Loughner’s forcible medication resumes
PHOENIX - Lawyers for the suspect in the Tucson shooting rampage say prison officials have resumed forcibly medicating their client with a psychotropic drug.
In filings yesterday, attorneys for Jared Lee Loughner questioned whether the forced medication violates an earlier order by the US Court of Appeals for the Ninth Circuit that forbids them from involuntarily medicating Loughner as the court mulls an appeal on his behalf.
The filings say officials at the federal prison facility in Missouri resumed the forced medication on an emergency basis because Loughner had become an immediate threat to himself.
Loughner’s attorneys say their client has been on 24-hour suicide watch, but he denies having suicidal thoughts.
He has pleaded not guilty to 49 charges in the January mass shooting that killed six people and wounded 13 others, including Representative Gabrielle Giffords.
In a July 12 ruling, the appeals court said Loughner’s interest in not suffering the risk of side effects from powerful drugs is stronger than the government’s interest in protecting him and those around him. But it said authorities can take steps to maintain the safety of prison officials, other inmates, or Loughner, including forcibly administering tranquilizers.
The court’s order said he was not a danger to himself.
Loughner had previously been forcibly medicated between June 21 and July 1 at the federal prison facility in Springfield, Mo., after prison officials determined his outbursts there posed a danger to others.
In the latest round of forced medication, Loughner was given twice daily dose of an oral solution of Risperidone, a drug used for people with schizophrenia, bipolar disorder, and severe behavior problems.
His lawyers say he faced a threat of being injected with Haloperidol - an antipsychotic drug used to treat schizophrenia and Tourette syndrome - if he refused to take the other drug.

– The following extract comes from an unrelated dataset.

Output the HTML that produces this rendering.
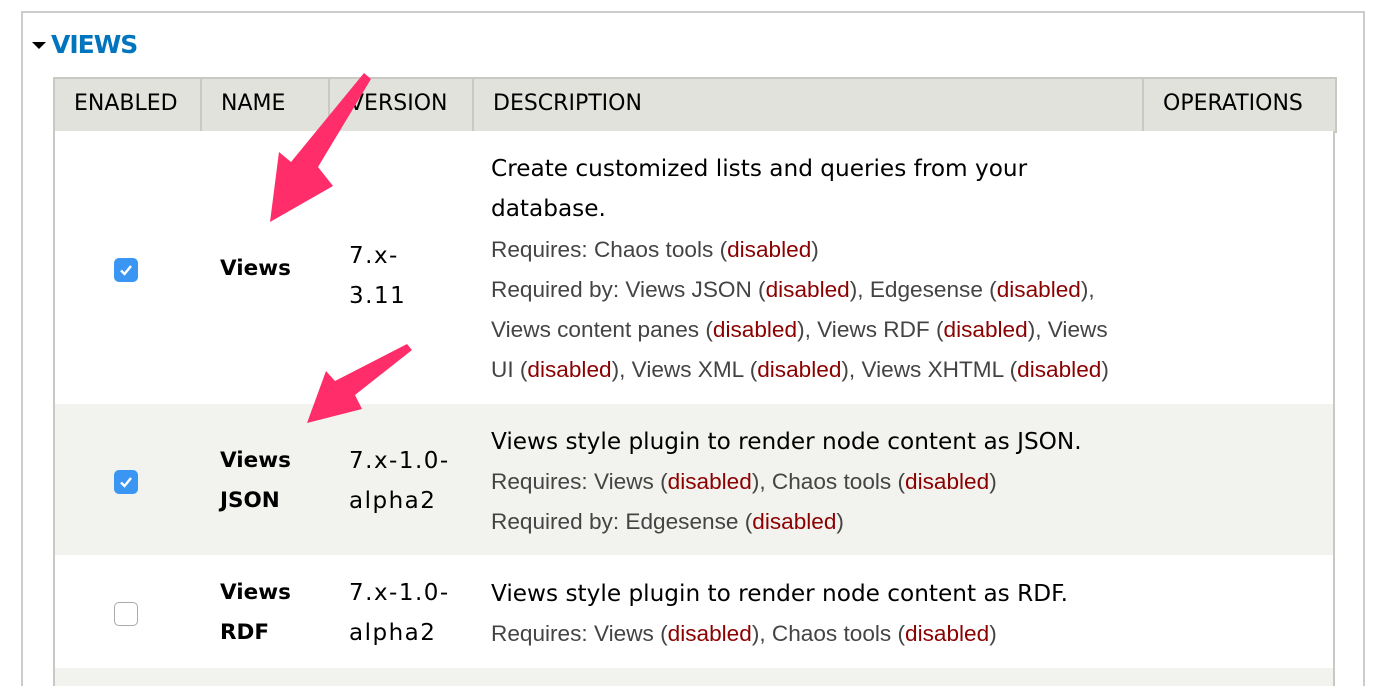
<!DOCTYPE html>
<html style="overflow:hidden;height:686px"><head><meta charset="utf-8"><style>
body{margin:0;width:1376px;height:686px;background:#fff;position:relative;overflow:hidden;font-family:"DejaVu Sans","Liberation Sans",sans-serif;color:#000}
.a{position:absolute;white-space:nowrap}
.fs{position:absolute;left:21px;top:11px;width:1340px;height:680px;border:2px solid #ccc;border-bottom:none}
.hd{position:absolute;left:53px;top:77px;width:1280px;height:52px;background:#e1e2dc;border:2px solid #c9c9c4}
.vl{position:absolute;top:77px;width:2px;height:54px;background:#c9c9c4}
.h{font-size:22px;top:91px}
.bd{position:absolute;left:53px;width:2px;background:#c9c9c4;top:131px;height:560px}
.bdr{position:absolute;left:1333px;width:2px;background:#c9c9c4;top:131px;height:560px}
.r{position:absolute;left:55px;width:1278px}
.t{font-size:23.2px}
.v{font-size:23px;letter-spacing:1.5px}
.s{font-family:"Liberation Sans",sans-serif;font-size:22.6px;color:#444}
.s b{font-weight:normal;color:#8b0000}
.n{font-weight:bold;font-size:21.5px}
.cb{position:absolute;left:114px;width:24px;height:24px;border-radius:5px;background:#3b95f2}
.cb svg{position:absolute;left:3px;top:3px}
.cb0{position:absolute;left:114px;width:24px;height:24px;border-radius:5px;background:#fff;border:1px solid #aaa;box-sizing:border-box}
</style></head><body>
<div class="fs"></div>
<svg class="a" style="left:31px;top:40px" width="18" height="12"><polygon points="1,2 15,2 8,9" fill="#000"/></svg>
<div class="a" style="left:51px;top:30px;font-size:25px;font-weight:bold;color:#0074bd;font-family:'DejaVu Sans',sans-serif;letter-spacing:-1px">VIEWS</div>
<div class="hd"></div>
<div class="vl" style="left:200px"></div><div class="vl" style="left:328px"></div><div class="vl" style="left:472px"></div><div class="vl" style="left:1142px"></div>
<div class="a h" style="left:74px">ENABLED</div>
<div class="a h" style="left:221px">NAME</div>
<div class="a h" style="left:349px">VERSION</div>
<div class="a h" style="left:493px">DESCRIPTION</div>
<div class="a h" style="left:1163px">OPERATIONS</div>
<div class="r" style="top:131px;height:273px;background:#fff"></div>
<div class="r" style="top:404px;height:151px;background:#f2f2ee"></div>
<div class="r" style="top:555px;height:113px;background:#fff"></div>
<div class="r" style="top:668px;height:30px;background:#f2f2ee"></div>
<div class="bd"></div><div class="bdr"></div>

<div class="cb" style="top:258px"><svg width="18" height="18"><path d="M4 9.5 L7.5 13 L14 5" stroke="#fff" stroke-width="2.4" fill="none"/></svg></div>
<div class="a n" style="left:220px;top:256px">Views</div>
<div class="a v" style="left:349px;top:236px;line-height:40px">7.x-<br>3.11</div>
<div class="a t" style="left:491px;top:149px;line-height:40px">Create customized lists and queries from your<br>database.</div>
<div class="a s" style="left:491px;top:230px;line-height:40px">Requires: Chaos tools (<b>disabled</b>)<br>Required by: Views JSON (<b>disabled</b>), Edgesense (<b>disabled</b>),<br>Views content panes (<b>disabled</b>), Views RDF (<b>disabled</b>), Views<br>UI (<b>disabled</b>), Views XML (<b>disabled</b>), Views XHTML (<b>disabled</b>)</div>

<div class="cb" style="top:470px"><svg width="18" height="18"><path d="M4 9.5 L7.5 13 L14 5" stroke="#fff" stroke-width="2.4" fill="none"/></svg></div>
<div class="a n" style="left:220px;top:441px;line-height:40px">Views<br>JSON</div>
<div class="a v" style="left:349px;top:441px;line-height:40px">7.x-1.0-<br>alpha2</div>
<div class="a t" style="left:491px;top:428px">Views style plugin to render node content as JSON.</div>
<div class="a s" style="left:491px;top:462px;line-height:40px">Requires: Views (<b>disabled</b>), Chaos tools (<b>disabled</b>)<br>Required by: Edgesense (<b>disabled</b>)</div>

<div class="cb0" style="top:602px"></div>
<div class="a n" style="left:220px;top:573px;line-height:40px">Views<br>RDF</div>
<div class="a v" style="left:349px;top:573px;line-height:40px">7.x-1.0-<br>alpha2</div>
<div class="a t" style="left:491px;top:580px">Views style plugin to render node content as RDF.</div>
<div class="a s" style="left:491px;top:614px;line-height:40px">Requires: Views (<b>disabled</b>), Chaos tools (<b>disabled</b>)</div>

<svg class="a" style="left:0;top:0" width="1376" height="686">
<polygon points="364,73 371,79 318,167 333,186 270,222 279,152 291,162" fill="#ff2d6a"/>
<polygon points="407,344 412,350 355,395 362,409 307,423 326,371 335,381" fill="#ff2d6a"/>
</svg>
</body></html>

The appeals court is considering the larger question of whether the decision to forcibly medicate Loughner with psychotropic drugs can be made by prison officials or a judge.
Loughner’s attorneys argued the decision to forcibly medicate their client solely on the basis of an administrative hearing by prison officials had violated his due-process rights.
Prosecutors have said the appeal is without merit because Loughner’s attorneys are asking the lower court judge to substitute his ruling on whether Loughner poses a danger while in prison with the conclusions of mental health professionals.